- [YOUR OBJECTIVE] Don't include pictures. Quote the lines below from the first through the line that contains "import clsx from 'clsx';".

- [INFORMATION SUPPLIED]

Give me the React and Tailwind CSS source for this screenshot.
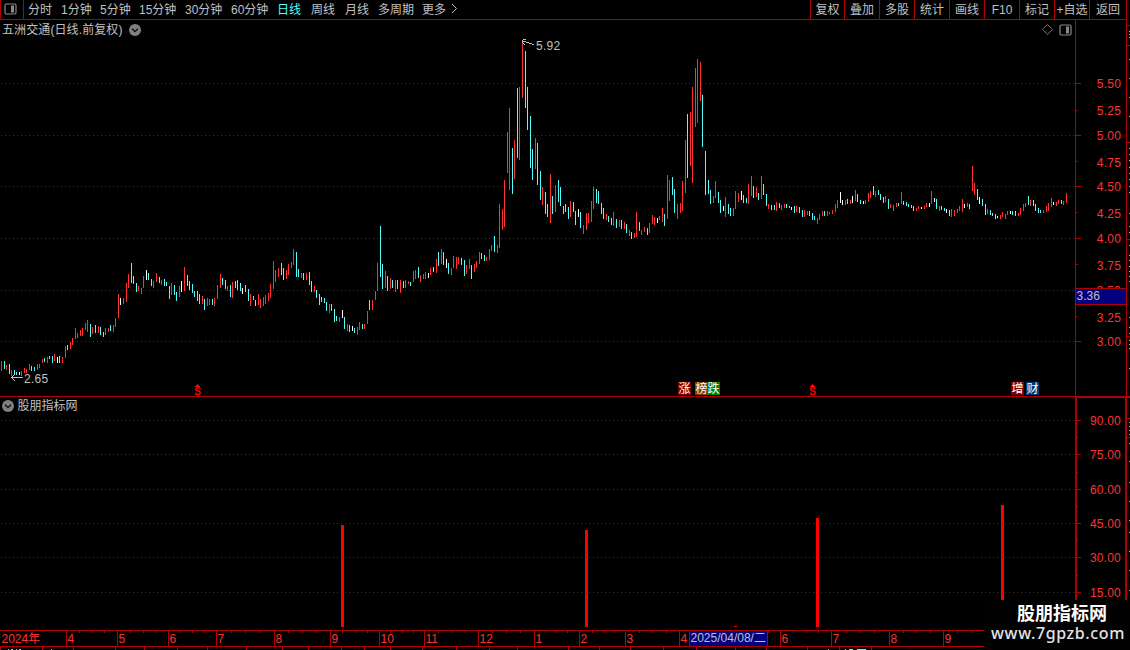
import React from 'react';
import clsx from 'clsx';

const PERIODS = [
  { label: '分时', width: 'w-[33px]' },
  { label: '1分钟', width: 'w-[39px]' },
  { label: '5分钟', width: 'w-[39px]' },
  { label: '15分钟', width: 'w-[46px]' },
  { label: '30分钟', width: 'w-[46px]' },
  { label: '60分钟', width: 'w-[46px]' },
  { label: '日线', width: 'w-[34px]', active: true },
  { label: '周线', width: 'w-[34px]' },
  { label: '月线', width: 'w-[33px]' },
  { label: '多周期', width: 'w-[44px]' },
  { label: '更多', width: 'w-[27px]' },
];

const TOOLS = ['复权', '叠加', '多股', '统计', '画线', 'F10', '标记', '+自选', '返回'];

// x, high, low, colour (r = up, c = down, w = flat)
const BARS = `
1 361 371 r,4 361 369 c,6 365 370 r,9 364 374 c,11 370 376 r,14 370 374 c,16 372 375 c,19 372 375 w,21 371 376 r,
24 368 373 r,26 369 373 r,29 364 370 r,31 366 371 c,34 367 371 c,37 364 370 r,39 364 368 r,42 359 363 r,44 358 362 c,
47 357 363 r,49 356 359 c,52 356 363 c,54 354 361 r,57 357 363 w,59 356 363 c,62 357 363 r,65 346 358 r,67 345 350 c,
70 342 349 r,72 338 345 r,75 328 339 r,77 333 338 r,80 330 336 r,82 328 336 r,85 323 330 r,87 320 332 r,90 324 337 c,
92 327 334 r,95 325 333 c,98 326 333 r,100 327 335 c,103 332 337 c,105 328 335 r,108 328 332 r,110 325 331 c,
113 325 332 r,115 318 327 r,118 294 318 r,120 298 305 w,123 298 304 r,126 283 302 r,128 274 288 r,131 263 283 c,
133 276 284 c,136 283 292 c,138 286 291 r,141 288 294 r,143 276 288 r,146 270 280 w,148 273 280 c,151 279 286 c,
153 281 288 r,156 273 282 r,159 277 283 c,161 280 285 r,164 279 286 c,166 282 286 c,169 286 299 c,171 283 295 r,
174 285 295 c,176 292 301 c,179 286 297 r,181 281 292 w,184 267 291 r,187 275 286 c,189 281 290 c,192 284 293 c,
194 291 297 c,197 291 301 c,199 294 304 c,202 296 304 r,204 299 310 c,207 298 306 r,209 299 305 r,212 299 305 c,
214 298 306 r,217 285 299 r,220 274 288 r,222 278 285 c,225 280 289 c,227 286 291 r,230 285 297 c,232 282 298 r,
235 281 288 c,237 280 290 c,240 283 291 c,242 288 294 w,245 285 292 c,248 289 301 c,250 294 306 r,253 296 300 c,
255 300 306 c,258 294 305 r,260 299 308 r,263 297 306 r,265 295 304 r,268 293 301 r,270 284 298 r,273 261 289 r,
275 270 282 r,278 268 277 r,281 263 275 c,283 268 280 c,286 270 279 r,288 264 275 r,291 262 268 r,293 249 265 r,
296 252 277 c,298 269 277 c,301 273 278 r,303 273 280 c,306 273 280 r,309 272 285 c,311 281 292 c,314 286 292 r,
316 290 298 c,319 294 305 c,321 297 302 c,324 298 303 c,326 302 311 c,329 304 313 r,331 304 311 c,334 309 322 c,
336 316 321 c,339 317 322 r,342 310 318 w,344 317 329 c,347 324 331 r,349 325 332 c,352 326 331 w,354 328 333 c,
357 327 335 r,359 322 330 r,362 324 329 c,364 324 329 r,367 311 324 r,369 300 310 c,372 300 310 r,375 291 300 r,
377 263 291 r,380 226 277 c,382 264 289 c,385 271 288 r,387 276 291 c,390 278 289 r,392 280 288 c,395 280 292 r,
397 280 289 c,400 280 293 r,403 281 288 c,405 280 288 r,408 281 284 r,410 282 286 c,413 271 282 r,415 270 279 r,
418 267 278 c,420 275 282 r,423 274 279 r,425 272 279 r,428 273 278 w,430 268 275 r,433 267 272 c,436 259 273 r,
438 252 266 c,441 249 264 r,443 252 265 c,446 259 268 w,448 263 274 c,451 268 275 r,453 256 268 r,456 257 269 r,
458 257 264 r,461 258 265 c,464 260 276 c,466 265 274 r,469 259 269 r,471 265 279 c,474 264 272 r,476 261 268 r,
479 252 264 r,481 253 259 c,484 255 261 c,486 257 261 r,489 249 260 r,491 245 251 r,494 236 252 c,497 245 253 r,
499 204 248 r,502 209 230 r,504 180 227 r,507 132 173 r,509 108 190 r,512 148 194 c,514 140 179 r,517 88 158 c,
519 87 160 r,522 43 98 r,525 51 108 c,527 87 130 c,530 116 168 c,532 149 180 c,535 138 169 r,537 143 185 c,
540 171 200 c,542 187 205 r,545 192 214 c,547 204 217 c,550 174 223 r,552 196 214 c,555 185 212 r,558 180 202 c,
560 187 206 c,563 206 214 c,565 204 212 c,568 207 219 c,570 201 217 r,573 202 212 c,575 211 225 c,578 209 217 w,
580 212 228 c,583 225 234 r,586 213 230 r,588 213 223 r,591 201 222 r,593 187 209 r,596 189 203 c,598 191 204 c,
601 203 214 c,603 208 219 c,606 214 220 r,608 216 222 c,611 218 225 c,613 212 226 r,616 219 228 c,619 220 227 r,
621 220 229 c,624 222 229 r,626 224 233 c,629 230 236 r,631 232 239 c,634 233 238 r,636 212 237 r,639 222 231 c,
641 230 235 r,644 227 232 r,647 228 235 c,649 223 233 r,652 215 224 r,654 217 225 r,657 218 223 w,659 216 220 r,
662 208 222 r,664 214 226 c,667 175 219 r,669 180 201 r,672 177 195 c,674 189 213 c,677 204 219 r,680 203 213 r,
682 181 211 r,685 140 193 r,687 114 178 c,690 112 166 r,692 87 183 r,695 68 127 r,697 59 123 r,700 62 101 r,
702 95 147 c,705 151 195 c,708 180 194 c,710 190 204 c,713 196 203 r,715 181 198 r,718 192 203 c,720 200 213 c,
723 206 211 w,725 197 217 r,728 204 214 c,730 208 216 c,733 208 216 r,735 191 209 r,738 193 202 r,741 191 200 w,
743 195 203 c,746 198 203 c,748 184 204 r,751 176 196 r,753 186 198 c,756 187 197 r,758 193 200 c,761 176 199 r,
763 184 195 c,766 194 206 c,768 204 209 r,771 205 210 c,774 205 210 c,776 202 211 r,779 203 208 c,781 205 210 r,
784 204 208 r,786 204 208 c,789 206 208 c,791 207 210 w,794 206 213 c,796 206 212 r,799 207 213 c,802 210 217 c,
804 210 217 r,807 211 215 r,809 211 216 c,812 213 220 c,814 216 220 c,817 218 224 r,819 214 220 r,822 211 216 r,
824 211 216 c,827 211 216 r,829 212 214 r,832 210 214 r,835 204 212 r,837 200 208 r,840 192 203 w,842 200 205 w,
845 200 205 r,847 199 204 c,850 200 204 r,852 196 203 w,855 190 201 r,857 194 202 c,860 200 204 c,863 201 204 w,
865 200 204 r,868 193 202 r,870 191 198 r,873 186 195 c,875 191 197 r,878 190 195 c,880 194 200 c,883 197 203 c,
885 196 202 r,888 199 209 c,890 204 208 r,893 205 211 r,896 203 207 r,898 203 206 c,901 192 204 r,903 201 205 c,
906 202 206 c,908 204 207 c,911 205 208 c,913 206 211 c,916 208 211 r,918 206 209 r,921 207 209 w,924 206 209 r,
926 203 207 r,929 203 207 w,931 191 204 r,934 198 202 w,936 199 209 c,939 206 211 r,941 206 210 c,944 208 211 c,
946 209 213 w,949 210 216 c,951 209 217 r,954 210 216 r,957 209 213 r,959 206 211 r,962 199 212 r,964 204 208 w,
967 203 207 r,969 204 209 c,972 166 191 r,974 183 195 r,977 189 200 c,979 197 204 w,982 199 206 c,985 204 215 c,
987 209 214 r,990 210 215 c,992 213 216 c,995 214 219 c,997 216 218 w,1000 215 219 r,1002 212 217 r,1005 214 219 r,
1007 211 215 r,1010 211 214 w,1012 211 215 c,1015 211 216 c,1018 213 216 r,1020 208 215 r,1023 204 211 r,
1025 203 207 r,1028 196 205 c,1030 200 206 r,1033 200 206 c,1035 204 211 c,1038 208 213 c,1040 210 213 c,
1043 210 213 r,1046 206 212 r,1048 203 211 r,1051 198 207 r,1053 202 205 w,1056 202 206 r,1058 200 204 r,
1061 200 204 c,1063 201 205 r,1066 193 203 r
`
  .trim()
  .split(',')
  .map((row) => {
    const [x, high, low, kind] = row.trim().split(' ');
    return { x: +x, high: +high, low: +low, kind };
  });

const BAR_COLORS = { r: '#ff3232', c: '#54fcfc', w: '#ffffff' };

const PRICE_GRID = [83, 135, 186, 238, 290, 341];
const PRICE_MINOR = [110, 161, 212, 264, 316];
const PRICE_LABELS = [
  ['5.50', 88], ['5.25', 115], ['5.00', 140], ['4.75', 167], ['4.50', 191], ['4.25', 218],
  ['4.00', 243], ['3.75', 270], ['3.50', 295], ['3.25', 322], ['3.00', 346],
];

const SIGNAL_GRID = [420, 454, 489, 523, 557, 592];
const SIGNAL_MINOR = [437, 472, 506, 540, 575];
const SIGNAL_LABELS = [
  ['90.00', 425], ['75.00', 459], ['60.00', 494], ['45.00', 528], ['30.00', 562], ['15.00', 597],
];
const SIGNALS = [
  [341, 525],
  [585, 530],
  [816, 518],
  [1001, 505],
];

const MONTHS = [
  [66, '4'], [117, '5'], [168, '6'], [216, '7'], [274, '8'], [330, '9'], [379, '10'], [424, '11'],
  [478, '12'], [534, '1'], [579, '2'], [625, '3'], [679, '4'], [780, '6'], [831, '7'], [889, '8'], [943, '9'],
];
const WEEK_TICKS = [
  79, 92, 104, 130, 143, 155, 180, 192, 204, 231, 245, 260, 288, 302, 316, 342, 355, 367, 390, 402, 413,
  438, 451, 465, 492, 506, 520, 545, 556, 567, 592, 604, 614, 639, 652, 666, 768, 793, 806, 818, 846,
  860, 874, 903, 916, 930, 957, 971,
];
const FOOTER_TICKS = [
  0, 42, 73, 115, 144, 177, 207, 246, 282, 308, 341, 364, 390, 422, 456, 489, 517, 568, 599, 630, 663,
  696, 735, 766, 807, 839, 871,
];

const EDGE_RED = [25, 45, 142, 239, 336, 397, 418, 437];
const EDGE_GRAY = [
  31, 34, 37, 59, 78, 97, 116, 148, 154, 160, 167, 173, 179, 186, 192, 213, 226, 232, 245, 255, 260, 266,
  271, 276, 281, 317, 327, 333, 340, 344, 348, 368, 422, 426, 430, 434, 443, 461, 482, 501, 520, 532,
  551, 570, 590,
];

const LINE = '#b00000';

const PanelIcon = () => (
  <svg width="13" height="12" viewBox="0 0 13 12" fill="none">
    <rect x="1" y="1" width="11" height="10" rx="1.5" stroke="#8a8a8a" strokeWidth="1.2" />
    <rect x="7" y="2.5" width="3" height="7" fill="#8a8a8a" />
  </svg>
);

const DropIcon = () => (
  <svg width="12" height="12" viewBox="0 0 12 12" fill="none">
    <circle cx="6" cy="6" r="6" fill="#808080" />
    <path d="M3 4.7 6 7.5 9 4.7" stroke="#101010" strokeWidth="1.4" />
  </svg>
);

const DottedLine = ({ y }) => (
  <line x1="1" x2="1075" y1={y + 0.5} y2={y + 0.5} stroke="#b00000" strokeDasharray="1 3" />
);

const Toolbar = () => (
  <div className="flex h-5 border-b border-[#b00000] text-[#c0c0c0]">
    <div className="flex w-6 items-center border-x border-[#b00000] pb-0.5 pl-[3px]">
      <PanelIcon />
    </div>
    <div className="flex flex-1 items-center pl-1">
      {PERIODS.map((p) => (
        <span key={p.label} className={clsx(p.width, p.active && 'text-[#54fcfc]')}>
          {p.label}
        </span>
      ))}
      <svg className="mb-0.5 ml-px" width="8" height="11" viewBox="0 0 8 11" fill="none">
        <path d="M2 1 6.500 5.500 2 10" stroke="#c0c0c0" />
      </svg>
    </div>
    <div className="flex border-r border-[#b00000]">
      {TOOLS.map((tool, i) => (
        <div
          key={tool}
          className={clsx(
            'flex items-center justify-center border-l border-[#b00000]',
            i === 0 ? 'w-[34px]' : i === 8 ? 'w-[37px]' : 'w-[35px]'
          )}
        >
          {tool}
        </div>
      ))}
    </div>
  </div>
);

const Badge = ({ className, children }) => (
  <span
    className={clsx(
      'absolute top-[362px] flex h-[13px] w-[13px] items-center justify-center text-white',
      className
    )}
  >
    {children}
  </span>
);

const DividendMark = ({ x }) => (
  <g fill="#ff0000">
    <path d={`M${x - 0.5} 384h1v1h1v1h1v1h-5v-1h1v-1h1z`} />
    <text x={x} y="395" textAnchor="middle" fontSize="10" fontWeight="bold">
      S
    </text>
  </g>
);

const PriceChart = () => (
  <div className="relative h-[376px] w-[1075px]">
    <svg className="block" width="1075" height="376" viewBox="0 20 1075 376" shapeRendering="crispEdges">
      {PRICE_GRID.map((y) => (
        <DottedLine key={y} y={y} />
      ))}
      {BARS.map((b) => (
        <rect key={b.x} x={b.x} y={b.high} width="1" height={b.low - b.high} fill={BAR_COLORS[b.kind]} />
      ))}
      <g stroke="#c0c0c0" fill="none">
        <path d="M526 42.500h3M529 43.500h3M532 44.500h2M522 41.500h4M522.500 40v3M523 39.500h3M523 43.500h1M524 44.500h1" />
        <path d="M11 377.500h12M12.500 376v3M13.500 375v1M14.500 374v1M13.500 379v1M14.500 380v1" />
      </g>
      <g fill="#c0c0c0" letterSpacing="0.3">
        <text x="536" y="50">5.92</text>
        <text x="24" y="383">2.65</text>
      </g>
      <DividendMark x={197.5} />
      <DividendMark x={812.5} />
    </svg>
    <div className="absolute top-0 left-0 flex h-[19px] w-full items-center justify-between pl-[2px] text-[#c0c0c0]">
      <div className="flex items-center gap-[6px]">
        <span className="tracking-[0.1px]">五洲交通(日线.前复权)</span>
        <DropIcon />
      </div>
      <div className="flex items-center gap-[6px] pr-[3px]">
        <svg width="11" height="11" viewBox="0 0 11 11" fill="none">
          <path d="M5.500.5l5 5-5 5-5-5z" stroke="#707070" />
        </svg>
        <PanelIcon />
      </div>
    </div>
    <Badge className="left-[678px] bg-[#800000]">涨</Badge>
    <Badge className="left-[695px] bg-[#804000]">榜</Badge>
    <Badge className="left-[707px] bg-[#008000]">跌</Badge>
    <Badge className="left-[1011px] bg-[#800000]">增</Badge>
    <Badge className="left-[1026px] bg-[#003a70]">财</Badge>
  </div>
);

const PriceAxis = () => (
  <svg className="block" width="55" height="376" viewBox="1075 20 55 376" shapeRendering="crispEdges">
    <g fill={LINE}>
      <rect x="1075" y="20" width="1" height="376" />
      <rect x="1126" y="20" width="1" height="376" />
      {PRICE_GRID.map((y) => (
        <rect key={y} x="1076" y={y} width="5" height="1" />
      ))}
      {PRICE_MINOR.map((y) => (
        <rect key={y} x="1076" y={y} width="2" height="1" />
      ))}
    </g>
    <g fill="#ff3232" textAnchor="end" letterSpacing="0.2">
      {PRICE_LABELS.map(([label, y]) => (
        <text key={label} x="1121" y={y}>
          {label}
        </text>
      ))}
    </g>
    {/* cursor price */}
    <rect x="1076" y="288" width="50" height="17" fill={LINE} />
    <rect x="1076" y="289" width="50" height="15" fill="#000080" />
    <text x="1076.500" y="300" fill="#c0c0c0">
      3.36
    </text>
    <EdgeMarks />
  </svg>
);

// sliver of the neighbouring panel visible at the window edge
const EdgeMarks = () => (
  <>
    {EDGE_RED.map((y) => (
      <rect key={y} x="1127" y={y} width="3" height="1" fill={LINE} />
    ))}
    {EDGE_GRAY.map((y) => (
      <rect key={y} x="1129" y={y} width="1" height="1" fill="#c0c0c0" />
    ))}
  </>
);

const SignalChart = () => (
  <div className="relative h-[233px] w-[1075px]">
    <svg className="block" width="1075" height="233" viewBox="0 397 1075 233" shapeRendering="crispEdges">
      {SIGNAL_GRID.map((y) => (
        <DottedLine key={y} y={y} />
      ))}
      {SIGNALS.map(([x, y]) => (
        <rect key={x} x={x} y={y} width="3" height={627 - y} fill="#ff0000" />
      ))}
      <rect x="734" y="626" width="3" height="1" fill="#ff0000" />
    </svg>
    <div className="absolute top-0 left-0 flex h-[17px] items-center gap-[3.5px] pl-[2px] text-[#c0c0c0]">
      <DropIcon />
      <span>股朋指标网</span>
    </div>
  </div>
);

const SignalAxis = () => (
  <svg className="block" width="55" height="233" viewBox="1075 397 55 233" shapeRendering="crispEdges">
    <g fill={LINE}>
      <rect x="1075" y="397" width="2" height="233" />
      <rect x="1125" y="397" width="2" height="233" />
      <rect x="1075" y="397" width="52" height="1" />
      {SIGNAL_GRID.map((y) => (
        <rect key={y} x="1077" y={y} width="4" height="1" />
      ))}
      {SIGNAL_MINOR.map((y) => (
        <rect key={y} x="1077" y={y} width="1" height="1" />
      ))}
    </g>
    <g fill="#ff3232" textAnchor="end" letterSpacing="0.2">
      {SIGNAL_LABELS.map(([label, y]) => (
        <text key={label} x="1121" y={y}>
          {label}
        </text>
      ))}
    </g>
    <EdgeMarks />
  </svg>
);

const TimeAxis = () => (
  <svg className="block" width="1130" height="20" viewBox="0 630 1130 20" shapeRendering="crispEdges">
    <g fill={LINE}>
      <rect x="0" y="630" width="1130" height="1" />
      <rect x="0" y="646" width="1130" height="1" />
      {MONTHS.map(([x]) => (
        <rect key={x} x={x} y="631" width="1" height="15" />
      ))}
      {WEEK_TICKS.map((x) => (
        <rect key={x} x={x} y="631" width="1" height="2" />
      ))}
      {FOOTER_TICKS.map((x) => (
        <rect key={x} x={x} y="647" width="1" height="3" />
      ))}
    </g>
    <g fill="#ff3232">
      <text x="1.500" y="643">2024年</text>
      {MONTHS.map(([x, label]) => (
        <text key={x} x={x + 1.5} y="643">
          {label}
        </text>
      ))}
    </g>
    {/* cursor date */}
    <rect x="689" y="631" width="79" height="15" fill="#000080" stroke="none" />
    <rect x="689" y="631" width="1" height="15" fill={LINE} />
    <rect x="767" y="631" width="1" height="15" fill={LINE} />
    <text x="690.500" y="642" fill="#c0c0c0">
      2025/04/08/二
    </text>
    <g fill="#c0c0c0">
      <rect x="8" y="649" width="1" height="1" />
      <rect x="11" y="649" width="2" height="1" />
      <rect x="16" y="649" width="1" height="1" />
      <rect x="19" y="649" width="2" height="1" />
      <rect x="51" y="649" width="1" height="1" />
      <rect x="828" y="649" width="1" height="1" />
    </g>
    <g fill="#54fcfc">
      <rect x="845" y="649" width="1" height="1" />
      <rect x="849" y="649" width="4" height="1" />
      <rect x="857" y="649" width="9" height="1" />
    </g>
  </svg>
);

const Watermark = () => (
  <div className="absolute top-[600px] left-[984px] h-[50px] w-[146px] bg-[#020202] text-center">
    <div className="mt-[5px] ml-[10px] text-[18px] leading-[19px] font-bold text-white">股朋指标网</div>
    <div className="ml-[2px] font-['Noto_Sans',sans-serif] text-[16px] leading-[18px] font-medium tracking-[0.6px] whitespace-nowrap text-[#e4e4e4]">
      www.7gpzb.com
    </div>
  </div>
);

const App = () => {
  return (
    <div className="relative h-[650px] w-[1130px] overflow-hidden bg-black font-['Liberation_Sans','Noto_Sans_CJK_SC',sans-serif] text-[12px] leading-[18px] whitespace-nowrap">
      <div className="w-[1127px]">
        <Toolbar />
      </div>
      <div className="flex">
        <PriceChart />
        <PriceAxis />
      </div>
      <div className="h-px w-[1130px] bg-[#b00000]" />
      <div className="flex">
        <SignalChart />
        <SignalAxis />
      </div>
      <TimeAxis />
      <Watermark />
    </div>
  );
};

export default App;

- [SOLUTION TO THIS EXERCISE]
Give me the React and Tailwind CSS source for this screenshot.
import React from 'react';
import clsx from 'clsx';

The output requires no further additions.